Tolkien’s Translations

I am not touching JRR Tolkien’s etymological and philogical scholarship or astounding work in creating the languages of Middle Earth.  I am not touching them because the scope and brilliance is beyond me.  Humility 101 was hard for me, but this one is obvious.

I simply want to think briefly on two events that he translated into his works: one lovely and the other harrowing.  

The lovely one came while his beloved Edith sang and danced for him in a grove of hemlock trees near where he was convalescing (again) in World War 1.  She was enough for him, more than enough.  Out of all of the loneliness while he was at the front in World War 1, those minutes when her hair was still raven and her skin clear gave us the strong, vulnerable, winsome and brave women in the Trilogy.  Be they elven, long or short lived, born to horses or court: his women were royal, gritty, indefatigable, and every bit as brave as any man.  

And Edith was enough as his font of knowing, his muse, and his encourager.  My Jill is unlikely to sing, except when she is unaware of my attention, but she has faced our trials: financial and health, life and death with a courage that she would deny and I cling to in my own hopes.  

So Tolkien and all of the rest of us men have more than enough in the courageous love of one woman committing herself to any of us boys cum men.  
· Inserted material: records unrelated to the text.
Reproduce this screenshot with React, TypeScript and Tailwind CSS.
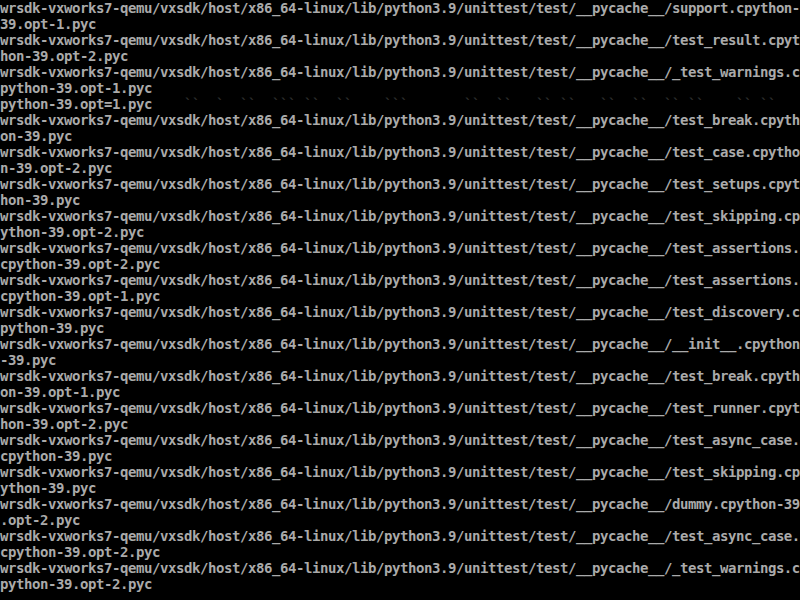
import React from "react";

const P = "wrsdk-vxworks7-qemu/vxsdk/host/x86_64-linux/lib/python3.9/unittest/test/__pycache__/";

const lines: string[] = [
  P + "support.cpython-",
  "39.opt-1.pyc",
  P + "test_result.cpyt",
  "hon-39.opt-2.pyc",
  P + "_test_warnings.c",
  "python-39.opt-1.pyc",
  "python-39.opt=1.pyc",
  P + "test_break.cpyth",
  "on-39.pyc",
  P + "test_case.cpytho",
  "n-39.opt-2.pyc",
  P + "test_setups.cpyt",
  "hon-39.pyc",
  P + "test_skipping.cp",
  "ython-39.opt-2.pyc",
  P + "test_assertions.",
  "cpython-39.opt-2.pyc",
  P + "test_assertions.",
  "cpython-39.opt-1.pyc",
  P + "test_discovery.c",
  "python-39.pyc",
  P + "__init__.cpython",
  "-39.pyc",
  P + "test_break.cpyth",
  "on-39.opt-1.pyc",
  P + "test_runner.cpyt",
  "hon-39.opt-2.pyc",
  P + "test_async_case.",
  "cpython-39.pyc",
  P + "test_skipping.cp",
  "ython-39.pyc",
  P + "dummy.cpython-39",
  ".opt-2.pyc",
  P + "test_async_case.",
  "cpython-39.opt-2.pyc",
  P + "_test_warnings.c",
  "python-39.opt-2.pyc",
];

const junk = "    ``  `  ``  ``` ``  ``    ```       ``  ``   `` ``   ``  ``  `` ``    `` ``";

export default function App() {
  return (
    <div
      className="w-[800px] h-[600px] bg-black overflow-hidden text-[#aaaaaa] text-[14px] leading-[16px] tracking-[-0.43px] font-bold whitespace-pre"
      style={{ fontFamily: '"DejaVu Sans Mono", "Liberation Mono", monospace' }}
    >
      {lines.map((l, i) => (
        <div key={i} className="h-[16px]">
          {l}
          {i === 6 ? <span className="text-[#2e2e2e]">{junk}</span> : null}
        </div>
      ))}
    </div>
  );
}
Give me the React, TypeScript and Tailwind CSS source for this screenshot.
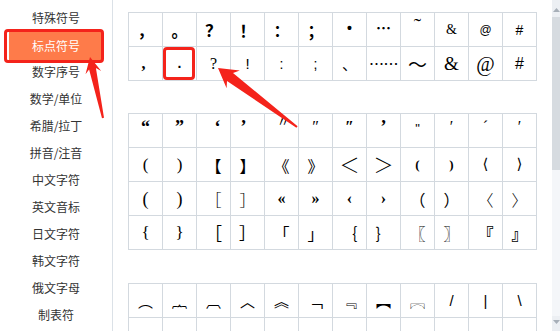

Tolkien also translated his WW1 experiences into gritty, harrowing, believable battles where men make their semingly feckless way across inconceivable mayhem and horror.  What is so astonishing is that after “second lieutenants (his rank) dying at the rate of a dozen a minute” and losing all but one friend among the millions dead in the first round of industrialized warfare — he still wrote that one man (or woman) could make a difference on a battlefield.  

Tolkien’s war privations of cold, lice, and infections as well as the shells packaging so many new ways to die trickled through his pen into men fighting for the existence of men as a species believably both on the battlefields and in the calling of Sam and Frodo with so much weighing down their very souls behind enemy lines.

JRR translatd both his love and his dread believably, beautifully into his works.  Courage is a terribly lonely calling against the backdrop of an entire world insanely trying to extinguish itself.  Love is courgeous work as well.  

I may not translate my courage nor my love anywhere nearly as well in print, but I must, I must translate it well enough so that my sons have a model on which to build something brave, something better than I did.  They must see their mom that way, and learn to see their wives and challenges no less courageously.